Reputation: 473
I want to calculates the sum of two adjacent numbers in a RDD,My quick and dirty approach is to first create an array,then get sum of two adjacent numbers,but that is so ugly and Inefficient,
val rdd = sc.parallelize(1 to 9)
val sumNum:RDD[Int] =rdd.mapPartitions((parIter=>{
var sum=new ArrayBuffer[Int]()
var result=new ArrayBuffer[Int]()
while (parIter.hasNext) {
result.append(parIter.next())
}
for(i<-0 until result.length-1){
sum.append(result(i)+result(i+1))
}
sum.toIterator
}))
sumNum.collect().foreach(println)
Anyways, is there a better solution? Thanks!
Upvotes: 0
Views: 617
Reputation: 24188
For convenience's sake, you should probably resort to Window
functions present in the DataFrame
api.
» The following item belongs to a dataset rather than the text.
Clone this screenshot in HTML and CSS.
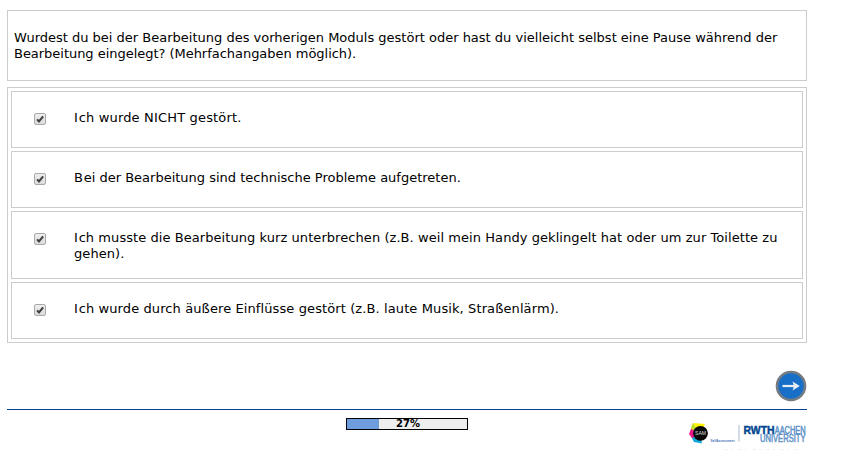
FILE: index.html
```
<!DOCTYPE html>
<html lang="de">
<head>
<meta charset="utf-8">
<title>Befragung</title>
<link rel="stylesheet" href="styles.css">
</head>
<body>
<main class="page">
  <section class="question">
    <p>Wurdest du bei der Bearbeitung des vorherigen Moduls gestört oder hast du vielleicht selbst eine Pause während der<br><span class="tight">Bearbeitung eingelegt? (Mehrfachangaben möglich).</span></p>
  </section>
  <section class="answers">
    <label class="answer"><span class="check"><svg viewBox="0 0 13 13"><path d="M3.3 6.9L5.4 9.1L9.9 3.6"/></svg></span><span class="text spaced-wide">Ich wurde NICHT gestört.</span></label>
    <label class="answer"><span class="check"><svg viewBox="0 0 13 13"><path d="M3.3 6.9L5.4 9.1L9.9 3.6"/></svg></span><span class="text">Bei der Bearbeitung sind technische Probleme aufgetreten.</span></label>
    <label class="answer"><span class="check"><svg viewBox="0 0 13 13"><path d="M3.3 6.9L5.4 9.1L9.9 3.6"/></svg></span><span class="text spaced">Ich musste die Bearbeitung kurz unterbrechen (z.B. weil mein Handy geklingelt hat oder um zur Toilette zu<br>gehen).</span></label>
    <label class="answer"><span class="check"><svg viewBox="0 0 13 13"><path d="M3.3 6.9L5.4 9.1L9.9 3.6"/></svg></span><span class="text spaced-mid">Ich wurde durch äußere Einflüsse gestört (z.B. laute Musik, Straßenlärm).</span></label>
  </section>
  <nav class="actions">
    <button class="next" aria-label="Weiter">
      <svg viewBox="0 0 32 32"><circle cx="16" cy="16" r="14" fill="#176fc8" stroke="#737b83" stroke-width="2.6"/><path d="M7.5 16H19" stroke="#e8eef5" stroke-width="2.2"/><path d="M17.5 11.5L24.8 16L17.5 20.5L19 16Z" fill="#e8eef5"/></svg>
    </button>
  </nav>
  <footer class="footer">
    <div class="progress"><div class="fill" style="width:27%"></div><span>27%</span></div>
    <svg class="logos" viewBox="0 0 120 30">
      <path d="M6 2L18 3L13 13Z" fill="#fff200"/>
      <path d="M6 2L13 13L4 13Q3 7 6 2Z" fill="#c5dc20"/>
      <path d="M4 8L13 12L7 20L2 13Z" fill="#ed1688"/>
      <path d="M5 17L13 13L15 22.5L7 21Z" fill="#12a9dc"/>
      <circle cx="13.5" cy="12.3" r="7.4" fill="#080808"/>
      <text class="sam" x="8" y="14.3" textLength="11" lengthAdjust="spacingAndGlyphs">SAM</text>
      <text class="self" x="23.5" y="20.7" textLength="24" lengthAdjust="spacingAndGlyphs">SelfAssessment</text>
      <path d="M52 4V20.5" stroke="#a9b9d0"/>
      <text class="rwth" x="56.5" y="12.5" textLength="31" lengthAdjust="spacingAndGlyphs">RWTH</text>
      <text class="uni" x="87.7" y="12.5" textLength="31" lengthAdjust="spacingAndGlyphs">AACHEN</text>
      <text class="uni" x="73" y="20.5" textLength="45.5" lengthAdjust="spacingAndGlyphs">UNIVERSITY</text>
      <path d="M37 28.5H110" stroke="#edf2f9" stroke-dasharray="4 3 2 5"/>
    </svg>
  </footer>
</main>
</body>
</html>
```
FILE: styles.css
```
body {
  margin: 0;
  background: #fff;
  color: #000;
  font: 13px/16px Verdana, "DejaVu Sans", sans-serif;
}
.page {
  width: 800px;
  margin-left: 7px;
  padding-top: 10px;
}
.question {
  box-sizing: border-box;
  height: 71px;
  padding: 19px 6px;
  border: 1px solid #ccc;
}
.question p {
  margin: 0;
  white-space: nowrap;
}
.tight {
  letter-spacing: -0.03px;
}
.answers {
  display: grid;
  gap: 3px;
  margin-top: 6px;
  padding: 3px;
  border: 1px solid #ccc;
}
.answer {
  display: flex;
  box-sizing: border-box;
  min-height: 57px;
  padding: 18px 0 16px 22px;
  border: 1px solid #ccc;
}
.check {
  box-sizing: border-box;
  width: 12px;
  height: 12px;
  margin: 3px 28px 0 0;
  border: 1px solid #aaa;
  border-radius: 2px;
  background: linear-gradient(#eee, #dcdcdc);
}
.check svg {
  display: block;
  width: 12px;
  height: 12px;
  margin: -1px;
}
.check path {
  fill: none;
  stroke: #404040;
  stroke-width: 2.3;
}
.text {
  white-space: nowrap;
}
.text::first-letter {
  letter-spacing: 0.8px;
}
.spaced {
  letter-spacing: 0.065px;
}
.spaced-mid {
  letter-spacing: 0.105px;
}
.spaced-wide {
  letter-spacing: 0.17px;
}
.actions {
  display: flex;
  justify-content: flex-end;
  height: 66px;
  box-sizing: border-box;
  padding-top: 27px;
}
.next {
  width: 32px;
  height: 32px;
  padding: 0;
  border: 0;
  background: none;
}
.next svg {
  display: block;
}
.footer {
  display: flex;
  justify-content: space-between;
  padding-left: 339px;
  border-top: 1px solid #054294;
}
.progress {
  position: relative;
  box-sizing: border-box;
  width: 122px;
  height: 12px;
  margin-top: 8px;
  border: 1px solid #000;
  background: #eee;
  font-size: 10px;
  font-weight: bold;
  line-height: 10px;
  text-align: center;
}
.fill {
  height: 10px;
  background: #6f9ddb;
}
.progress span {
  position: absolute;
  inset: 0;
  padding-left: 2px;
}
.logos {
  width: 120px;
  height: 30px;
  margin-top: 11px;
  overflow: visible;
}
.logos text {
  font-family: "Liberation Sans", Arial, sans-serif;
}
.logos .sam {
  fill: #ddd;
  font-size: 5px;
}
.logos .self {
  fill: #3f6fb5;
  font-size: 3.5px;
  font-weight: bold;
}
.logos .rwth {
  fill: #00458f;
  stroke: #00458f;
  stroke-width: 0.4;
  font-size: 10px;
  font-weight: bold;
}
.logos .uni {
  fill: #5f93c8;
  stroke: #5f93c8;
  stroke-width: 0.5;
  font-size: 10px;
}
```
Here's a reproducible example:
import org.apache.spark.sql.functions.{col,sum}
import org.apache.spark.sql.expressions.Window
// Define window: current and next row
val w = Window.partitionBy().orderBy("value").rowsBetween(0,1)
// Calculate sum over the defined window
rdd.toDF()
.withColumn("cumSum", sum(col("value"))
.over(w)).show()
+-----+------+
|value|cumSum|
+-----+------+
| 1| 3|
| 2| 5|
| 3| 7|
| 4| 9|
| 5| 11|
| 6| 13|
| 7| 15|
| 8| 17|
| 9| 9|
+-----+------+
Upvotes: 1